Основной недостаток приведенного выше рассуждения Басбелла, присущий генеративной фонологии в целом, заключается в том, что устанавливается жесткая альтернатива: либо полностью аморфологичная фонология, которая получает фонемы путем простого отвлечения от фонетических деталей, либо такая фонология, которая в действительности является морфонологией. Первый вариант попросту невозможен, об этом достаточно говорилось выше. Следует только заметить, что, говоря о «классе возможных произнесений данной словоформы» как материале структурной фонологии, Басбелл, с одной стороны, не идет дальше «снятия» свободного варьирования, с другой же — имплицитно утверждает необходимость привлечения морфологической информации также и в негенеративной фонологии.
Но важнее всего, конечно, то, что на самом деле нет необходимости в выборе между двумя путями в фонологии, о котором говорит Басбелл.
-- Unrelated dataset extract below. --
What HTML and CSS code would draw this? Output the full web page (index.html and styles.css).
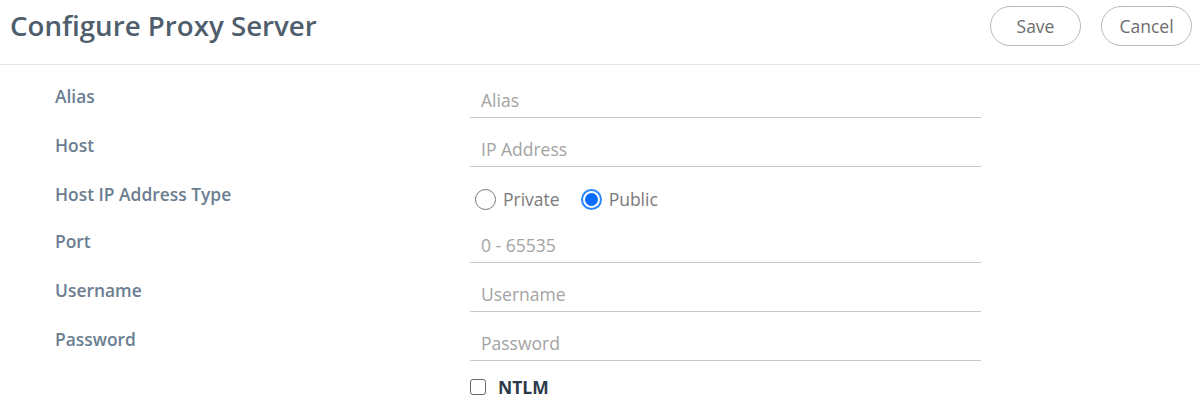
FILE: index.html
```html
<!DOCTYPE html>
<html>
<head>
<meta charset="utf-8">
<link rel="stylesheet" href="styles.css">
</head>
<body>
<header class="topbar">
  <h1 class="title">Configure Proxy Server</h1>
  <div class="actions">
    <button class="btn">Save</button>
    <button class="btn">Cancel</button>
  </div>
</header>
<main class="form">
  <div class="row">
    <label class="label">Alias</label>
    <div class="field"><input class="input" placeholder="Alias"></div>
  </div>
  <div class="row">
    <label class="label">Host</label>
    <div class="field"><input class="input" placeholder="IP Address"></div>
  </div>
  <div class="row row-radio">
    <label class="label">Host IP Address Type</label>
    <div class="field radios">
      <span class="radio-opt"><span class="radio"></span><span class="radio-text">Private</span></span>
      <span class="radio-opt"><span class="radio checked"><span class="dot"></span></span><span class="radio-text">Public</span></span>
    </div>
  </div>
  <div class="row">
    <label class="label">Port</label>
    <div class="field"><input class="input" placeholder="0 - 65535"></div>
  </div>
  <div class="row">
    <label class="label">Username</label>
    <div class="field"><input class="input" placeholder="Username"></div>
  </div>
  <div class="row">
    <label class="label">Password</label>
    <div class="field"><input class="input" placeholder="Password"></div>
  </div>
  <div class="row row-check">
    <span class="label"></span>
    <div class="field check">
      <span class="box"></span><span class="check-text">NTLM</span>
    </div>
  </div>
</main>
</body>
</html>
```
FILE: styles.css
```css
* { box-sizing: border-box; }
body {
  margin: 0;
  font-family: "Open Sans", Lato, sans-serif;
  background: #fff;
}
.topbar {
  display: flex;
  align-items: center;
  justify-content: space-between;
  height: 65px;
  border-bottom: 1px solid #dfe6ee;
  padding: 0 8px 14px 10px;
}
.title {
  margin: 0;
  font-size: 27.7px;
  font-weight: 600;
  color: #4f5e6d;
  line-height: 36px;
}
.actions { display: flex; gap: 20px; margin-top: 2px; }
.btn {
  width: 91px;
  height: 40px;
  border: 1px solid #b9b9b9;
  border-radius: 20px;
  background: #fff;
  font-family: inherit;
  font-size: 17.5px;
  color: #6d6d6d;
}
.form { padding: 17px 0 0 55px; }
.row {
  display: flex;
  height: 49px;
}
.row-radio { height: 47px; }
.label {
  width: 415px;
  padding-top: 2px;
  font-size: 17.4px;
  line-height: 24px;
  font-weight: 600;
  color: #6b7e91;
}
.field { width: 511px; }
.input {
  width: 100%;
  height: 36px;
  border: 0;
  border-bottom: 1px solid #c8c8c8;
  padding: 0 11px;
  font-family: inherit;
  font-size: 17.5px;
  outline: none;
}
.input::placeholder { color: #a3a3a3; }
.radios {
  display: flex;
  align-items: center;
  height: 38px;
  padding-left: 5px;
  padding-top: 0px;
}
.radio-opt { display: flex; align-items: center; margin-right: 21px; }
.radio {
  width: 21px;
  height: 21px;
  border: 1px solid #777;
  border-radius: 50%;
  display: flex;
  align-items: center;
  justify-content: center;
  margin-right: 7px;
}
.radio.checked { border: 2px solid #2a86ff; }
.dot { width: 13px; height: 13px; border-radius: 50%; background: #0a6cff; }
.radio-text { font-size: 17.5px; color: #7a7a7a; }
.check { display: flex; align-items: center; height: 22px; margin-top: 2px; }
.box {
  width: 16px;
  height: 16px;
  border: 1px solid #666;
  border-radius: 3px;
  margin-right: 12px;
}
.check-text { font-size: 17.5px; font-weight: 700; color: #2c3a4b; }
```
Есть исследование относительно автономной системы фонем и есть изучение морфонологии. Но признать разумность допущения двух самостоятельных аспектов — фонологического и морфонологического — представителям порождающей фонологии мешают экстралингвистические соображения, диктующие недопустимость дублирования правил на разных уровнях (подробнее см. гл. VII).